Return all lines where the word "with" can be found.

========

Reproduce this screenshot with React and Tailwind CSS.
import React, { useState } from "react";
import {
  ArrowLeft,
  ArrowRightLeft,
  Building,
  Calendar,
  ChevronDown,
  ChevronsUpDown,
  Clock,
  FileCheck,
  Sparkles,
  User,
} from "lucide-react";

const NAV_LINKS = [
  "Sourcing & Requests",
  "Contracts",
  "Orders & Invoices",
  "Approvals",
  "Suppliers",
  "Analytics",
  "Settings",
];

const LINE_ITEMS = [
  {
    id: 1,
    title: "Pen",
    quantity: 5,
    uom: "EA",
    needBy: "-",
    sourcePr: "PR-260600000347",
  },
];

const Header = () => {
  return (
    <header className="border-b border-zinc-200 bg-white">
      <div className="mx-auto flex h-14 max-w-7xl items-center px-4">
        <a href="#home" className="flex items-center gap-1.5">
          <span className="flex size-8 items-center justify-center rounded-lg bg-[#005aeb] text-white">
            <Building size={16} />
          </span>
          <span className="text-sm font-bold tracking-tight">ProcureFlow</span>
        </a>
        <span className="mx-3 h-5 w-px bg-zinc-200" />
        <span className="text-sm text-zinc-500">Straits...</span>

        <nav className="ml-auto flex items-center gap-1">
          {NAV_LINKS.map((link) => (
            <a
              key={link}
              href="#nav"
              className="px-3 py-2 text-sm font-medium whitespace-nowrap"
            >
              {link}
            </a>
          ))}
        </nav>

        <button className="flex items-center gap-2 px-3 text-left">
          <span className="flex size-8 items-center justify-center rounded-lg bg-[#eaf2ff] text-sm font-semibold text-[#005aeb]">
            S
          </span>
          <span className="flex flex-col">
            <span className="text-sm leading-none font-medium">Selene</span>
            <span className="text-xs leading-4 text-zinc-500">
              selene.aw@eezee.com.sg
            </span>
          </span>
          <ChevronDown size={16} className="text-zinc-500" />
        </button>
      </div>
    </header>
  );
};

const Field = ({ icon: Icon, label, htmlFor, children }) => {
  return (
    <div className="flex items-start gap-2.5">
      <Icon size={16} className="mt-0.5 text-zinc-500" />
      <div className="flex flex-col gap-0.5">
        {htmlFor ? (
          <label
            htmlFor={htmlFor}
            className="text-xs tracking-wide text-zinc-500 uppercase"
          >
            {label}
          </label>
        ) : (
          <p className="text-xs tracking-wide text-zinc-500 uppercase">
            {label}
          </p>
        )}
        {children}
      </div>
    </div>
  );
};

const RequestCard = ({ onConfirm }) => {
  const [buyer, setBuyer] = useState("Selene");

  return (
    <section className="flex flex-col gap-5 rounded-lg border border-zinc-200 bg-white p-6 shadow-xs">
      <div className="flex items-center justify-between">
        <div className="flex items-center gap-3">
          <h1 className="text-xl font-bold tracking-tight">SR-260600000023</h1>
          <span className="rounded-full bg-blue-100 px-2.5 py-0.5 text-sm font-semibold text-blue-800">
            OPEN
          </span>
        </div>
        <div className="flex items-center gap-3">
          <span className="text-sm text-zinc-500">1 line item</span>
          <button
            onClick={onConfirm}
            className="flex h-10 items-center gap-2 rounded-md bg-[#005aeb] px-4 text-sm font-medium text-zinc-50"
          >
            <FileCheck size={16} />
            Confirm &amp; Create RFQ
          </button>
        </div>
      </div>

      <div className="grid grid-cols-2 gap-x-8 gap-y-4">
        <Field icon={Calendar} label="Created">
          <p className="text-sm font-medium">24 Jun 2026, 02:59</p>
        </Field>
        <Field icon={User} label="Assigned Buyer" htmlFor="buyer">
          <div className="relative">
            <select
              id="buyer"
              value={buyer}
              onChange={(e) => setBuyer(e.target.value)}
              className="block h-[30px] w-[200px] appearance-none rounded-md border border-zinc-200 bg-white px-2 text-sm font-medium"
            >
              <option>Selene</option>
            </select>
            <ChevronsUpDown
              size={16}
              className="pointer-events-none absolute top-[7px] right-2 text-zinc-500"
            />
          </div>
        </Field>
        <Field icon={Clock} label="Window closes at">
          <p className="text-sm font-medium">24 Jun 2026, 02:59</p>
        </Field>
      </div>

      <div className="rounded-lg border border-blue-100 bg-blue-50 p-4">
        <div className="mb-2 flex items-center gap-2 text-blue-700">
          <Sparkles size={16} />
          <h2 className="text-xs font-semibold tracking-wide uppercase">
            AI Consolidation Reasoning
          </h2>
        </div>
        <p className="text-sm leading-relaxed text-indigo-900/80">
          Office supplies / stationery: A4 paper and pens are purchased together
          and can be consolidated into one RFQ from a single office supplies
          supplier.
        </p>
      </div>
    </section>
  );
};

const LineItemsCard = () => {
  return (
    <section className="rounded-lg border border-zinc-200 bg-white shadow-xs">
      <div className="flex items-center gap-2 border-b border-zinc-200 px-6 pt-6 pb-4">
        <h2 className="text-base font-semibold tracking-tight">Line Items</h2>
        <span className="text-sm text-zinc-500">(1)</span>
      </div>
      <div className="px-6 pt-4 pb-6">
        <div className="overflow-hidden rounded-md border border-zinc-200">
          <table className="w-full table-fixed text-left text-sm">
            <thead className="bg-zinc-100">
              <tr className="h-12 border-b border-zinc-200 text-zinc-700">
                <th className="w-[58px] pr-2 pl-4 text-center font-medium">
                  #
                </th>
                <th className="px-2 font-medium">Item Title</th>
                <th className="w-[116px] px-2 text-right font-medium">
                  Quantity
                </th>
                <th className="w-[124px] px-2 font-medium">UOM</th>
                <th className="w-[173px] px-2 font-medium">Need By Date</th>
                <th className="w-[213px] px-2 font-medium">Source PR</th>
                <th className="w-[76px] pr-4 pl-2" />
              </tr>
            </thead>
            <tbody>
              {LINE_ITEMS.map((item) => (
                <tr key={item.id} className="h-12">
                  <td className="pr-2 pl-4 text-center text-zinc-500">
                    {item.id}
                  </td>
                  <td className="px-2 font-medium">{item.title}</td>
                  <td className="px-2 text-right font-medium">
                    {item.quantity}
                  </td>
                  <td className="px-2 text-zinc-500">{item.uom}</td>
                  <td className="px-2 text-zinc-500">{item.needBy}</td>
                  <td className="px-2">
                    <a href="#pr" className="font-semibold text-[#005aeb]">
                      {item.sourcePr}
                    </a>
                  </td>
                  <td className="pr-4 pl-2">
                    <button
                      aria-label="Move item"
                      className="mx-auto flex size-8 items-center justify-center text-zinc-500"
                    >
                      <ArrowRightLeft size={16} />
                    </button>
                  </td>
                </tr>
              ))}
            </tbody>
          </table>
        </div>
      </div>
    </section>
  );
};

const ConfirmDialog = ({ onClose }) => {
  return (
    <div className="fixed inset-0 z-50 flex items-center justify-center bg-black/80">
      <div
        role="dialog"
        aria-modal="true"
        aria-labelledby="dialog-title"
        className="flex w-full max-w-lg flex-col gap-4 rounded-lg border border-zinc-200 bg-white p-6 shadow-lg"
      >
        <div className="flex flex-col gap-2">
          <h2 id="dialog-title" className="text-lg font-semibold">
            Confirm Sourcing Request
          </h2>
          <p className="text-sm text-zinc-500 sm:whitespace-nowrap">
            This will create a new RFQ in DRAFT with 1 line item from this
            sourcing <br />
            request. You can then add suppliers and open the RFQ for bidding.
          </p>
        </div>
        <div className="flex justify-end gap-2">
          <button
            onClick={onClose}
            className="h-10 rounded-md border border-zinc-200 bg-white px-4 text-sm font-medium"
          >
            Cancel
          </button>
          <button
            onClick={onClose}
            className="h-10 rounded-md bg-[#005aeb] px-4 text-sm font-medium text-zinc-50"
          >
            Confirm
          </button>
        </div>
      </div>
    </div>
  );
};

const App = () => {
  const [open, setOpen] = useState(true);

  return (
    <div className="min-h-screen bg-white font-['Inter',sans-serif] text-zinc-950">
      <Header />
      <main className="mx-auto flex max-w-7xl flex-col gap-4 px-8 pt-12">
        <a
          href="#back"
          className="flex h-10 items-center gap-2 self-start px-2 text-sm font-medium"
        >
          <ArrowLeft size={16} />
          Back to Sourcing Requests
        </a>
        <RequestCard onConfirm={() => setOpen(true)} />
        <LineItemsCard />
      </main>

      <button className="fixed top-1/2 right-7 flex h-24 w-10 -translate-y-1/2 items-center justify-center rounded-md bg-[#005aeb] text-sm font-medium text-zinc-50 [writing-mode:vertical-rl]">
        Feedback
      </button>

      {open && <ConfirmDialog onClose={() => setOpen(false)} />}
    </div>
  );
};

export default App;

========

Reply:
Reproduce this screenshot with React and Tailwind CSS.
            This will create a new RFQ in DRAFT with 1 line item from this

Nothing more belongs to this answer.